▶ GIVEN INFORMATION:

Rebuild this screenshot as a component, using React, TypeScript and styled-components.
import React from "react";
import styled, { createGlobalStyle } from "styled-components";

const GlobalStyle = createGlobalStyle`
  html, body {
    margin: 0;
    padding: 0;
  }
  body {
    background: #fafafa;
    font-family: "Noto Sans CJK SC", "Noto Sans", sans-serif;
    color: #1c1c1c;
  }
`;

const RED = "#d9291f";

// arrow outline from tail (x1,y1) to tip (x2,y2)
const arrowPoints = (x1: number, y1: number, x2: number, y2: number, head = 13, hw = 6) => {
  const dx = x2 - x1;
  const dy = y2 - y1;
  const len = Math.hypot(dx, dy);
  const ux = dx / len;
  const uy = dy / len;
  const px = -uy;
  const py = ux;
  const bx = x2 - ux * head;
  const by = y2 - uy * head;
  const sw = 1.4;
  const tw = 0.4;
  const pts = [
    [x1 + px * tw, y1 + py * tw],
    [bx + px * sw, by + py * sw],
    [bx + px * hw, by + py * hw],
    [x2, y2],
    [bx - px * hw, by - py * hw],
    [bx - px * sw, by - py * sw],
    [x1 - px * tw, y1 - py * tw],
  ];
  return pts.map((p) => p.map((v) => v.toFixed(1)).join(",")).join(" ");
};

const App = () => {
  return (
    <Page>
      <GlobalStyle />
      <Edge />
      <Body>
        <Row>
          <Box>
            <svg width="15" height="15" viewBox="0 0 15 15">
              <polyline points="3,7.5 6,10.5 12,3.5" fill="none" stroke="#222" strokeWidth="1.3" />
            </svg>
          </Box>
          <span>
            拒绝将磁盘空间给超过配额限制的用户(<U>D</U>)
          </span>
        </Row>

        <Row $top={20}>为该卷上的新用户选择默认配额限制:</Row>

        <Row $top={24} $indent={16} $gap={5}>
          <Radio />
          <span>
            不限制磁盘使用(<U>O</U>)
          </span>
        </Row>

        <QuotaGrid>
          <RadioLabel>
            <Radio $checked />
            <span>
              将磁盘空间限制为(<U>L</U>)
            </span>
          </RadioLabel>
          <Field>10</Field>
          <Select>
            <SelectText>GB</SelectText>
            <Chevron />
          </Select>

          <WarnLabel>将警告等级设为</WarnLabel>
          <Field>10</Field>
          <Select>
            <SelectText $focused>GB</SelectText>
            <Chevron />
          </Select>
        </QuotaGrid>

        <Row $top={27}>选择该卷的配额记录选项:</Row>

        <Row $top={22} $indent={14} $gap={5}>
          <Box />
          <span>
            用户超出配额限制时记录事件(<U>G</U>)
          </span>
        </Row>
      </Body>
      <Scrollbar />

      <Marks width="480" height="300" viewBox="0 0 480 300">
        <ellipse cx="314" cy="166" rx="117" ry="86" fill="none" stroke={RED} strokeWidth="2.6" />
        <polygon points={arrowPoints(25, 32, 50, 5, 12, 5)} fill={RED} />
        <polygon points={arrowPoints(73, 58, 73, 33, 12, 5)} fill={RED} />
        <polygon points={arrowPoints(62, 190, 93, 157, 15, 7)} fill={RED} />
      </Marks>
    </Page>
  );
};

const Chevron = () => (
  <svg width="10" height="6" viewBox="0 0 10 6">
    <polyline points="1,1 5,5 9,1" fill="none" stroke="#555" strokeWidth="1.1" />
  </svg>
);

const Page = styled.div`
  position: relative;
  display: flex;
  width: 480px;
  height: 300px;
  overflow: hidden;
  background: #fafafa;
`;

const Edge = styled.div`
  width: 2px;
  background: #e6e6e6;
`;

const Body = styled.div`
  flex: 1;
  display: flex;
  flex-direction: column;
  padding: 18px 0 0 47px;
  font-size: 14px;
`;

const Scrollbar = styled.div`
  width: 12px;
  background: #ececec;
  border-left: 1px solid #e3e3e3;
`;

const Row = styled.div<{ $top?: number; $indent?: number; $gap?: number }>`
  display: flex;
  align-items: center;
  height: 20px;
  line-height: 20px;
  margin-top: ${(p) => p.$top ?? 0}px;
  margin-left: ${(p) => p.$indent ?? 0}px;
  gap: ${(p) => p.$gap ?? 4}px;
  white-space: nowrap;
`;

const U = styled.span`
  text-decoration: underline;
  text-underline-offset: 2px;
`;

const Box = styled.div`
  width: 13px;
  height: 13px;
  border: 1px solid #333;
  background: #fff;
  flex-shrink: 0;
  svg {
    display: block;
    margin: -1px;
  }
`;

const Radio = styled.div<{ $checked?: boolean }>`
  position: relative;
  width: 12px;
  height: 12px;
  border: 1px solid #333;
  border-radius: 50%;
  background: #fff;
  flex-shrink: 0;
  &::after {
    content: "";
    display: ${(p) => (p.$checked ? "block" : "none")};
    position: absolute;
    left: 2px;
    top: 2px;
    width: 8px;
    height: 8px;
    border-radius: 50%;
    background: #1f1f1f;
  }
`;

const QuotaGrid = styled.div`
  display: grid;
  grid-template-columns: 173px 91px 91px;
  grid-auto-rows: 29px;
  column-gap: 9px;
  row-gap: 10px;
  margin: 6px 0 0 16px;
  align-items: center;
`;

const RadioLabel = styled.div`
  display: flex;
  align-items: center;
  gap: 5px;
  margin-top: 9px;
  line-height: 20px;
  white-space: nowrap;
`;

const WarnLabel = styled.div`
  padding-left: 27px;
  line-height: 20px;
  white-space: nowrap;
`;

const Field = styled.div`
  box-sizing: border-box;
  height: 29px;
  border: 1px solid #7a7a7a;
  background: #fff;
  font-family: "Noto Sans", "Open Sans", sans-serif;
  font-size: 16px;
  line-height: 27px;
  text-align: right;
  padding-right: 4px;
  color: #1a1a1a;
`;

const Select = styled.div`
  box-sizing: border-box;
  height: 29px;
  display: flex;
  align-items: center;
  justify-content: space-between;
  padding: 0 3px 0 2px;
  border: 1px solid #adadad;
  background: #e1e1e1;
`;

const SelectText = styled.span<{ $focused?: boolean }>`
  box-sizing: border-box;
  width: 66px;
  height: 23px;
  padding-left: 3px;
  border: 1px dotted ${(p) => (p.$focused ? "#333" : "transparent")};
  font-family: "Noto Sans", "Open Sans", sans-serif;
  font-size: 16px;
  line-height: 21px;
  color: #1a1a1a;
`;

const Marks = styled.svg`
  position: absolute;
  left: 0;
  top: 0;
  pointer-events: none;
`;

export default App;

▶ EXERCISE INSTRUCTIONS: Reproduce the complete data exactly as presented above.

▶ REPLY:
Rebuild this screenshot as a component, using React, TypeScript and styled-components.
import React from "react";
import styled, { createGlobalStyle } from "styled-components";

const GlobalStyle = createGlobalStyle`
  html, body {
    margin: 0;
    padding: 0;
  }
  body {
    background: #fafafa;
    font-family: "Noto Sans CJK SC", "Noto Sans", sans-serif;
    color: #1c1c1c;
  }
`;

const RED = "#d9291f";

// arrow outline from tail (x1,y1) to tip (x2,y2)
const arrowPoints = (x1: number, y1: number, x2: number, y2: number, head = 13, hw = 6) => {
  const dx = x2 - x1;
  const dy = y2 - y1;
  const len = Math.hypot(dx, dy);
  const ux = dx / len;
  const uy = dy / len;
  const px = -uy;
  const py = ux;
  const bx = x2 - ux * head;
  const by = y2 - uy * head;
  const sw = 1.4;
  const tw = 0.4;
  const pts = [
    [x1 + px * tw, y1 + py * tw],
    [bx + px * sw, by + py * sw],
    [bx + px * hw, by + py * hw],
    [x2, y2],
    [bx - px * hw, by - py * hw],
    [bx - px * sw, by - py * sw],
    [x1 - px * tw, y1 - py * tw],
  ];
  return pts.map((p) => p.map((v) => v.toFixed(1)).join(",")).join(" ");
};

const App = () => {
  return (
    <Page>
      <GlobalStyle />
      <Edge />
      <Body>
        <Row>
          <Box>
            <svg width="15" height="15" viewBox="0 0 15 15">
              <polyline points="3,7.5 6,10.5 12,3.5" fill="none" stroke="#222" strokeWidth="1.3" />
            </svg>
          </Box>
          <span>
            拒绝将磁盘空间给超过配额限制的用户(<U>D</U>)
          </span>
        </Row>

        <Row $top={20}>为该卷上的新用户选择默认配额限制:</Row>

        <Row $top={24} $indent={16} $gap={5}>
          <Radio />
          <span>
            不限制磁盘使用(<U>O</U>)
          </span>
        </Row>

        <QuotaGrid>
          <RadioLabel>
            <Radio $checked />
            <span>
              将磁盘空间限制为(<U>L</U>)
            </span>
          </RadioLabel>
          <Field>10</Field>
          <Select>
            <SelectText>GB</SelectText>
            <Chevron />
          </Select>

          <WarnLabel>将警告等级设为</WarnLabel>
          <Field>10</Field>
          <Select>
            <SelectText $focused>GB</SelectText>
            <Chevron />
          </Select>
        </QuotaGrid>

        <Row $top={27}>选择该卷的配额记录选项:</Row>

        <Row $top={22} $indent={14} $gap={5}>
          <Box />
          <span>
            用户超出配额限制时记录事件(<U>G</U>)
          </span>
        </Row>
      </Body>
      <Scrollbar />

      <Marks width="480" height="300" viewBox="0 0 480 300">
        <ellipse cx="314" cy="166" rx="117" ry="86" fill="none" stroke={RED} strokeWidth="2.6" />
        <polygon points={arrowPoints(25, 32, 50, 5, 12, 5)} fill={RED} />
        <polygon points={arrowPoints(73, 58, 73, 33, 12, 5)} fill={RED} />
        <polygon points={arrowPoints(62, 190, 93, 157, 15, 7)} fill={RED} />
      </Marks>
    </Page>
  );
};

const Chevron = () => (
  <svg width="10" height="6" viewBox="0 0 10 6">
    <polyline points="1,1 5,5 9,1" fill="none" stroke="#555" strokeWidth="1.1" />
  </svg>
);

const Page = styled.div`
  position: relative;
  display: flex;
  width: 480px;
  height: 300px;
  overflow: hidden;
  background: #fafafa;
`;

const Edge = styled.div`
  width: 2px;
  background: #e6e6e6;
`;

const Body = styled.div`
  flex: 1;
  display: flex;
  flex-direction: column;
  padding: 18px 0 0 47px;
  font-size: 14px;
`;

const Scrollbar = styled.div`
  width: 12px;
  background: #ececec;
  border-left: 1px solid #e3e3e3;
`;

const Row = styled.div<{ $top?: number; $indent?: number; $gap?: number }>`
  display: flex;
  align-items: center;
  height: 20px;
  line-height: 20px;
  margin-top: ${(p) => p.$top ?? 0}px;
  margin-left: ${(p) => p.$indent ?? 0}px;
  gap: ${(p) => p.$gap ?? 4}px;
  white-space: nowrap;
`;

const U = styled.span`
  text-decoration: underline;
  text-underline-offset: 2px;
`;

const Box = styled.div`
  width: 13px;
  height: 13px;
  border: 1px solid #333;
  background: #fff;
  flex-shrink: 0;
  svg {
    display: block;
    margin: -1px;
  }
`;

const Radio = styled.div<{ $checked?: boolean }>`
  position: relative;
  width: 12px;
  height: 12px;
  border: 1px solid #333;
  border-radius: 50%;
  background: #fff;
  flex-shrink: 0;
  &::after {
    content: "";
    display: ${(p) => (p.$checked ? "block" : "none")};
    position: absolute;
    left: 2px;
    top: 2px;
    width: 8px;
    height: 8px;
    border-radius: 50%;
    background: #1f1f1f;
  }
`;

const QuotaGrid = styled.div`
  display: grid;
  grid-template-columns: 173px 91px 91px;
  grid-auto-rows: 29px;
  column-gap: 9px;
  row-gap: 10px;
  margin: 6px 0 0 16px;
  align-items: center;
`;

const RadioLabel = styled.div`
  display: flex;
  align-items: center;
  gap: 5px;
  margin-top: 9px;
  line-height: 20px;
  white-space: nowrap;
`;

const WarnLabel = styled.div`
  padding-left: 27px;
  line-height: 20px;
  white-space: nowrap;
`;

const Field = styled.div`
  box-sizing: border-box;
  height: 29px;
  border: 1px solid #7a7a7a;
  background: #fff;
  font-family: "Noto Sans", "Open Sans", sans-serif;
  font-size: 16px;
  line-height: 27px;
  text-align: right;
  padding-right: 4px;
  color: #1a1a1a;
`;

const Select = styled.div`
  box-sizing: border-box;
  height: 29px;
  display: flex;
  align-items: center;
  justify-content: space-between;
  padding: 0 3px 0 2px;
  border: 1px solid #adadad;
  background: #e1e1e1;
`;

const SelectText = styled.span<{ $focused?: boolean }>`
  box-sizing: border-box;
  width: 66px;
  height: 23px;
  padding-left: 3px;
  border: 1px dotted ${(p) => (p.$focused ? "#333" : "transparent")};
  font-family: "Noto Sans", "Open Sans", sans-serif;
  font-size: 16px;
  line-height: 21px;
  color: #1a1a1a;
`;

const Marks = styled.svg`
  position: absolute;
  left: 0;
  top: 0;
  pointer-events: none;
`;

export default App;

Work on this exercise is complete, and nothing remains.